Let's Dance uses ballroom dancing to teach discipline and teamwork to Avondale students


It was dance that first connected Greg Norman and Kathye Lewis two and a half years ago, and dance has been their passion ever since. As the two began dating, they talked about ways they could share and pass on their passion.
 
Norman previously taught ballroom dance classes in Los Angeles, where they’d grown to include the children of his adult students. The couple was captivated by the idea of dance classes for young people in Cincinnati’s inner city, similar to those held in New York City and many other places and featured in the documentary film Mad Hot Ballroom.
 
So, at the recommendation of Lewis’ friend, the two applied for a People’s Liberty project grant and were awarded $10,000 to start “Let’s Dance,” a 10-week ballroom dance class for fifth and sixth graders at South Avondale Elementary School.
 
“We wanted to be able to have an impact in the community,” Lewis says.
 
The first 10-week class had its graduation ceremony on Feb. 10, when students got to perform two ballroom dances they’d learned — the Waltz and the Cha-Cha-Cha — for their parents and families.
Kathye Lewis and Greg Norman 
“They loved everything that they learned, and they showed off at graduation,” Lewis says. “It was just wonderful.”
 
Lewis and Norman say they’ve already been able to see dancing’s impact on the students. Because learning ballroom dance requires discipline and teamwork, the teachers say they’ve even been able to see improvement in the children’s behavior. The experience speaks to the importance of arts education, they believe.
 
“I think that this program should be in all the schools because the arts have been taken out,” Norman says. “What we have learned is that the arts really do help children. It shows how you can take students that might not feel like they can contribute and expose them to the arts and they discover they may have other unique talents.”
 
Norman and Lewis started with that mindset of “life lessons through ballroom dance” as well as with the goal of exposing students to different kinds of music and artistic expression as they dance to artists like Nat King Cole and Cuban Pete.
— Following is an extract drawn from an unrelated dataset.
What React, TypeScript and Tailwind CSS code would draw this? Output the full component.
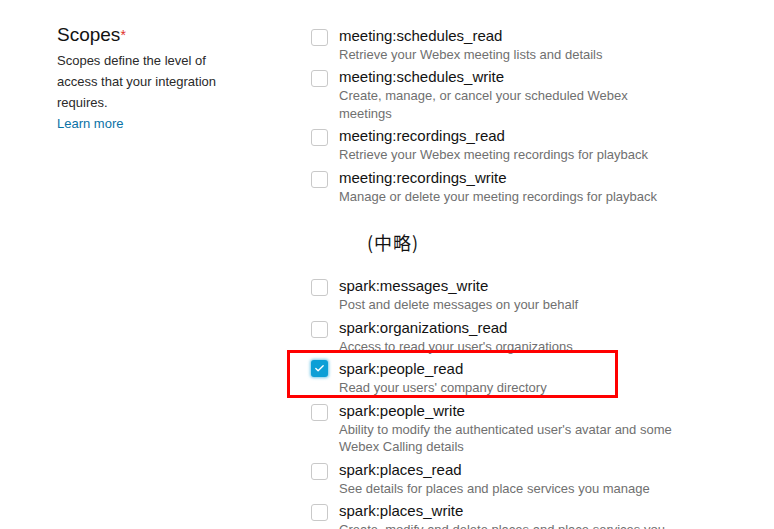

They also see themselves as passing on a legacy of black ballroom dance in Cincinnati, particularly in Avondale, recalling how important that artistic exposure has been in both their lives.
 
“This is an experience they will carry with them for the rest of their lives,” Norman says.
 
The students from the first class certainly won’t be leaving the experience behind soon — many will return for the second 10-week session to act as mentors for new students. Norman and Lewis are also dedicated to making the program available in more ways and on a long-term basis across the city.
 
“That’s the good thing about People’s Liberty,” Lewis says. “It gives people the opportunity to try out concepts and build things around them.”